Par­mi les nom­breuses contraintes (finan­cières, mais aus­si de sécu­ri­té) qui pèsent sur l’hô­pi­tal, il est indis­pen­sable que les com­mu­nau­tés hos­pi­ta­lières retrouvent des espaces de liber­té et d’in­no­va­tion pour pro­po­ser des modes de prise en charge différents. 

Il n’y aura sans doute pas, au XXIe siècle, un seul modèle d’hô­pi­tal public – et c’est sans doute ce qui chan­ge­ra le plus par rap­port au sys­tème hos­pi­ta­lier actuel – mais plu­sieurs modèles qui s’af­fir­me­ront peu à peu. Dès aujourd’­hui, il fau­drait que nous soyons en situa­tion de pro­po­ser des expé­ri­men­ta­tions per­met­tant de tes­ter, en gran­deur réelle, les modèles hos­pi­ta­liers nou­veaux. La plu­part de ces évo­lu­tions sont déjà per­cep­tibles dans le quo­ti­dien de l’hô­pi­tal et force est de consta­ter qu’elles iront en s’accélérant. 

Nous pres­sen­tons par exemple ce que sera, pour nos ensembles hos­pi­ta­liers, la ques­tion de la tari­fi­ca­tion à la patho­lo­gie : une oppor­tu­ni­té for­mi­dable pour ins­tau­rer des logiques d’al­lo­ca­tions dif­fé­ren­ciées, en fonc­tion de l’ac­ti­vi­té et de l’ap­port de la tech­nique à la gué­ri­son. Nous ne pou­vons pas igno­rer cepen­dant que, dans un sys­tème concur­ren­tiel, cette réforme de la tari­fi­ca­tion peut être dan­ge­reuse si l’hô­pi­tal public ne se pré­pare pas, et s’il n’est pas en mesure de réaf­fir­mer pré­ci­sé­ment quelles sont ses mis­sions de ser­vice public. 

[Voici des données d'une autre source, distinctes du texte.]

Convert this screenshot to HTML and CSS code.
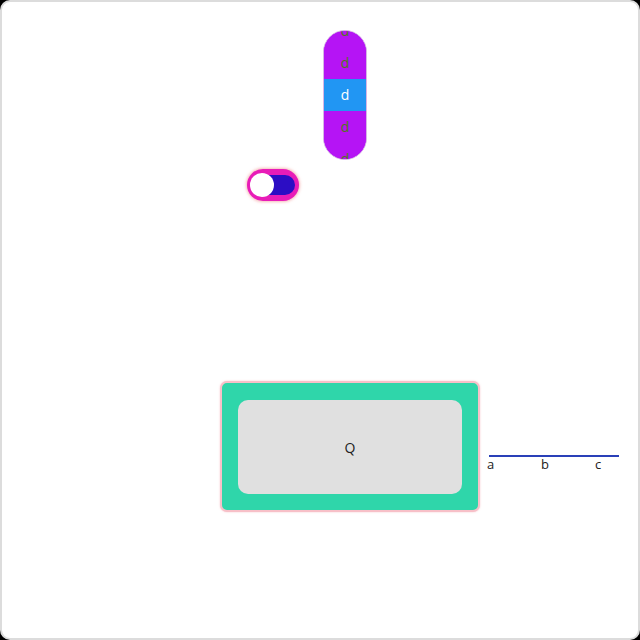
FILE: index.html
```html
<!DOCTYPE html>
<html>
<head>
<meta charset="utf-8">
<link rel="stylesheet" href="styles.css">
</head>
<body>
<div class="frame">
  <div class="picker">
    <div class="picker-list">
      <div class="picker-item">d</div>
      <div class="picker-item">d</div>
      <div class="picker-item selected">d</div>
      <div class="picker-item">d</div>
      <div class="picker-item">d</div>
    </div>
  </div>
  <div class="toggle">
    <div class="toggle-track"></div>
    <div class="toggle-knob"></div>
  </div>
  <div class="bottom-row">
    <div class="card">
      <div class="card-inner">Q</div>
    </div>
    <div class="axis">
      <div class="axis-line"></div>
      <div class="axis-labels">
        <span>a</span><span>b</span><span>c</span>
      </div>
    </div>
  </div>
</div>
</body>
</html>
```
FILE: styles.css
```css
html, body {
  margin: 0;
  padding: 0;
  background: #000;
}
.frame {
  width: 640px;
  height: 640px;
  box-sizing: border-box;
  border: 2px solid #dcdcdc;
  border-radius: 10px;
  background: #fff;
  padding-top: 28px;
  font-family: "Open Sans", "Liberation Sans", sans-serif;
  overflow: hidden;
}
.picker {
  margin-left: 321px;
  width: 44px;
  height: 130px;
  box-sizing: border-box;
  border: 1px solid #d6b6e6;
  border-radius: 22px;
  overflow: hidden;
  background: #b514f5;
}
.picker-list {
  margin-top: -16px;
}
.picker-item {
  height: 32px;
  line-height: 32px;
  text-align: center;
  font-size: 14px;
  color: #4f7a14;
  background: #b514f5;
}
.picker-item.selected {
  background: #2196f3;
  color: #fff;
}
.toggle {
  margin-top: 9px;
  margin-left: 245px;
  width: 52px;
  height: 32px;
  box-sizing: border-box;
  border-radius: 16px;
  background: #e81cb8;
  box-shadow: 0 0 3px 1px rgba(240, 140, 140, 0.6);
  display: flex;
  align-items: center;
  padding: 0 4px 0 3px;
  position: relative;
}
.toggle-track {
  flex: 1;
  height: 20px;
  margin-left: 10px;
  border-radius: 10px;
  background: #2c0dc4;
}
.toggle-knob {
  position: absolute;
  left: 3px;
  top: 4px;
  width: 24px;
  height: 24px;
  border-radius: 50%;
  background: #fff;
}
.bottom-row {
  margin-top: 180px;
  margin-left: 218px;
  display: flex;
  align-items: flex-start;
}
.card {
  width: 260px;
  height: 131px;
  box-sizing: border-box;
  border: 2px solid #f7c0c8;
  border-radius: 7px;
  background: #2fd6aa;
  box-shadow: 0 0 2px rgba(245, 170, 180, 0.7);
  padding: 17px 16px 0 16px;
}
.card-inner {
  width: 224px;
  height: 94px;
  border-radius: 10px;
  background: #e0e0e0;
  display: flex;
  align-items: center;
  justify-content: center;
  font-size: 14px;
  color: #222;
}
.axis {
  margin-top: 74px;
  margin-left: 6px;
  display: flex;
  flex-direction: column;
}
.axis-line {
  margin-left: 3px;
  width: 130px;
  height: 2px;
  background: #2a40b8;
}
.axis-labels {
  display: grid;
  grid-template-columns: 54px 54px 54px;
  font-size: 13px;
  line-height: 14px;
  color: #222;
  padding-left: 1px;
}
```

Ce qui est ras­su­rant quand on envi­sage l’a­ve­nir de l’hô­pi­tal, c’est de consta­ter qu’il dis­pose dès aujourd’­hui des outils de diag­nos­tic qui lui per­mettent d’a­gir. Les éva­lua­tions et les ana­lyses qui sont réa­li­sées dans les éta­blis­se­ments doivent être uti­li­sées comme de véri­tables leviers pour le chan­ge­ment. Sous réserve que ce chan­ge­ment soit vou­lu, orga­ni­sé et accep­té, l’hô­pi­tal public pour­ra conti­nuer à méri­ter la confiance des citoyens français.